Choreographer: Dickson Mbi
‘Enowate’ is a Kenyang word that translates as ‘Truth Stands’, which is how Dickson Mbi is named by his Cameroonian family. He devised this dance piece after a visit to Cameroon, and it is a profoundly personal exploration of his life and his place in the world. Or rather ‘places’, for Dickson Mbi grew up in Dagenham and Cameroon, break-dancing and playing football for the West Ham youth team. All these contrasting elements are in the piece.
Alone on the vast Sadler’s Wells stage, a single dancer moves between shafts of light, falling, writhing, evoking animal shapes and spectral forms, never quite achieving peace. The stage picture is hazy, gloomy, difficult to focus on, and the dancer flits in and out of shadow, and is more often than not doubled over so that his back and shoulders are the main focus. This stance allows the dancer to evoke insects, animals, spirit creatures. It is less successful at presenting human shapes, and this is telling – the performance lasts an hour, and Dickson Mbi is upright for about 15 minutes of that.
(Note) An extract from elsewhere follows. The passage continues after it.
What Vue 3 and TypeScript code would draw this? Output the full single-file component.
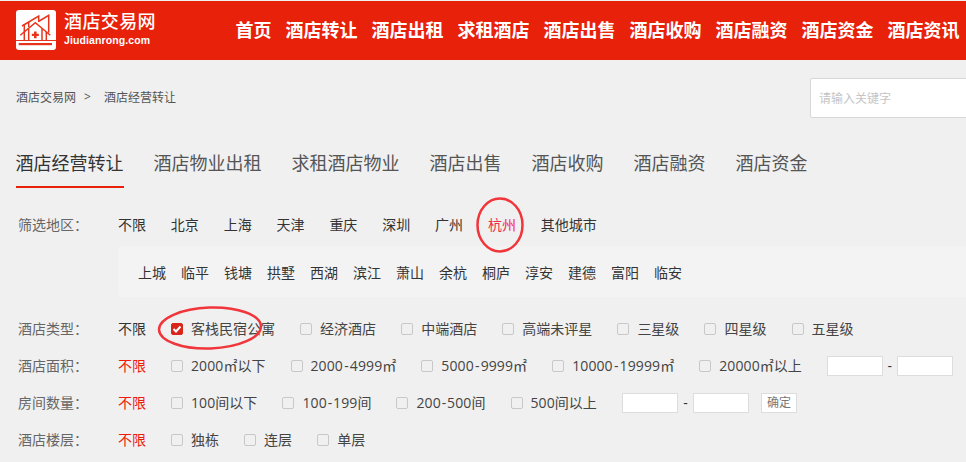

The finale involves a range of exquisitely crafted video effects, the dancer behind gauze with light emanating from his chest, branching and multiplying all across the screened stage. Animation is credited to Nick Hillel and Adam Smith, and their contribution is truly impressive. The lighting, designed by Lee Curran, works very well with the other-worldliness of the choreography.
Dickson Mbi worked with Simon McBurney to achieve a physical expression of the natural world. The beginning of the piece does this quite effectively. The finale evokes a sort of embodied cosmic explosion, and that, with the video-scenography, is also impressive. What feels lacking is a human, extended set of movements. The low, crouched stance seems to demand a reaching moment, a freer, wider set of movements to bring the story some immediacy. There’s a brief passage at the start of the piece when Mbi stands and interacts with the audience. If that easy interaction had featured in the main dance, it would have brought it home.
The soundtrack features found sounds, street life, and the odd burst of very mellow piano music, as well as reverberating percussive effects. Those touches of humanity give a context for the animism and mystery of the piece, and more of that would have been very welcome. The movement is striking, the concept less so.